Scheduling the cutover before materials and approvals are ready

This one is painful because it is avoidable. No outage should be booked on optimism.

A simple pre-shutdown checklist

Before the actual cutover day, the project team should be able to answer yes to the following:

  • Scope is confirmed and drawings reflect field conditions.
  • Critical loads are identified and prioritized.
  • Shutdown windows are approved by site operations.
  • Temporary power, if needed, is sized and tested.
  • Permits and inspections are scheduled.
  • Utility coordination is confirmed.
  • Required parts and replacement gear are on site.
  • Lockout procedures are written and assigned.
  • Communication has gone out to staff, tenants, and affected trades.
  • Restart procedures are documented, including who checks what after re-energization.

That last point matters more than it gets credit for. Bringing power back is not the finish line. Someone still needs to confirm that controls reboot properly, refrigeration recovers, alarms clear, clocks reset where needed, and production equipment starts in a safe sequence.

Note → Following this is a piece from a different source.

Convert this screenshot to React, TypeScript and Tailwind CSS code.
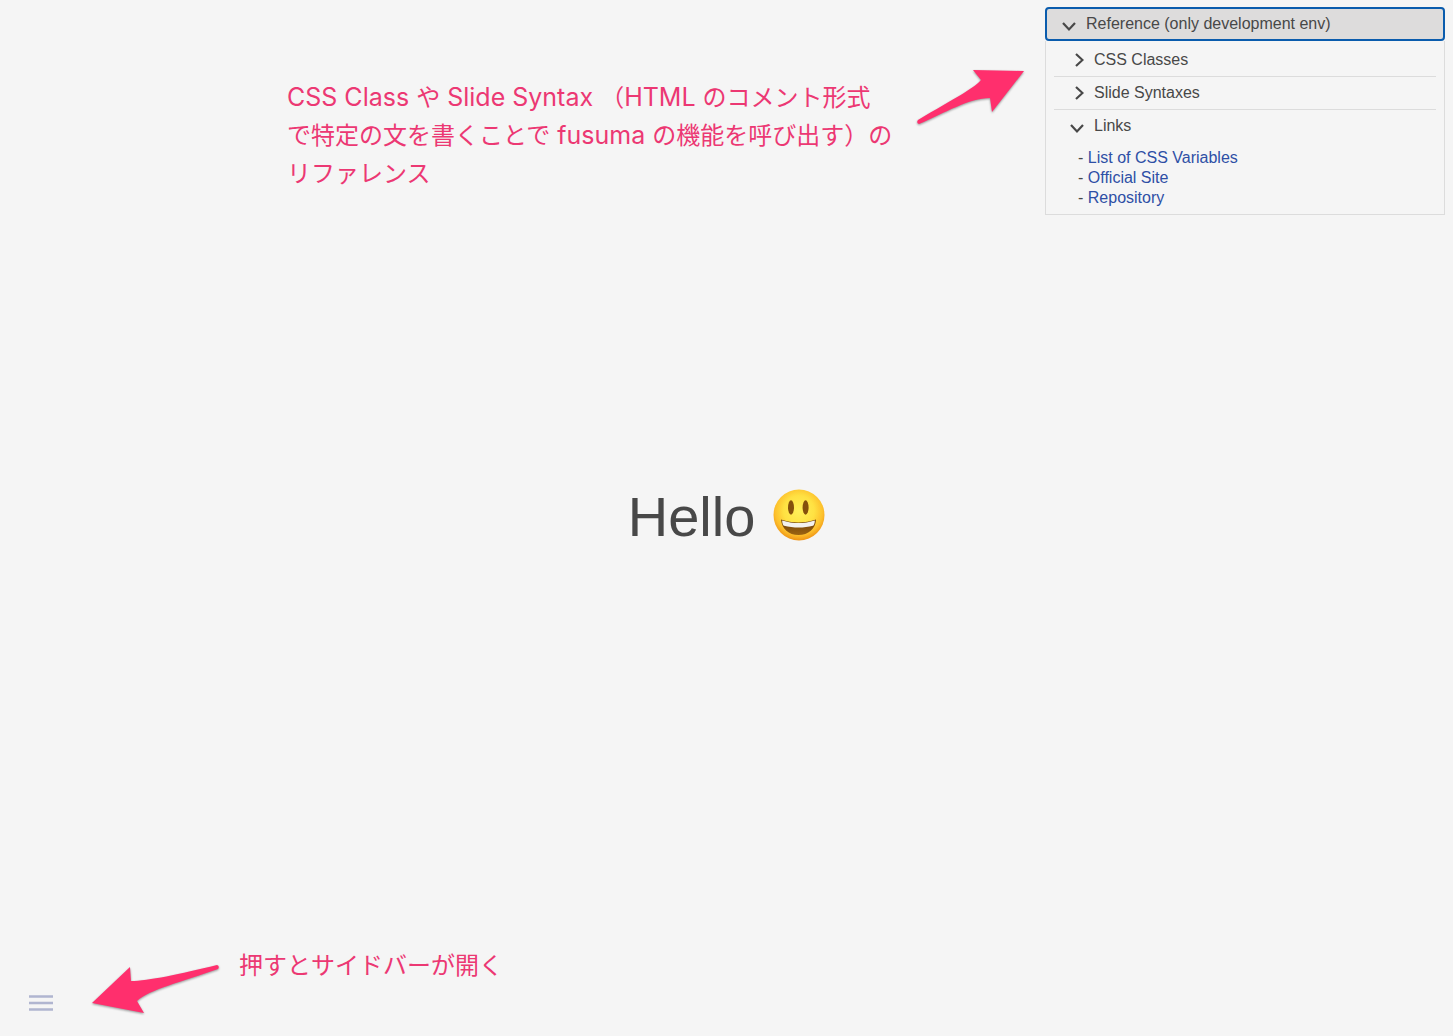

The best panel upgrades feel boring on the day

That’s actually the goal.

A well-planned panel upgrade should feel almost anticlimactic during the outage window. The hard thinking should have happened earlier: phasing, temporary power, site safety, utility timing, inspections, and restart steps. When those pieces are settled, the job becomes controlled instead of dramatic.

For businesses in Vancouver and the lower mainland looking at panel replacements, service changes, or larger wiring upgrades, downtime planning is where good electrical services really show their value. The installation matters, of course. So does having licensed electricians who understand local requirements. But the project lives or dies on coordination.

If you remember one thing, make it this: plan the operation, not just the equipment.

That’s how a panel upgrade stays an upgrade instead of turning into an outage story people complain about for the next six months.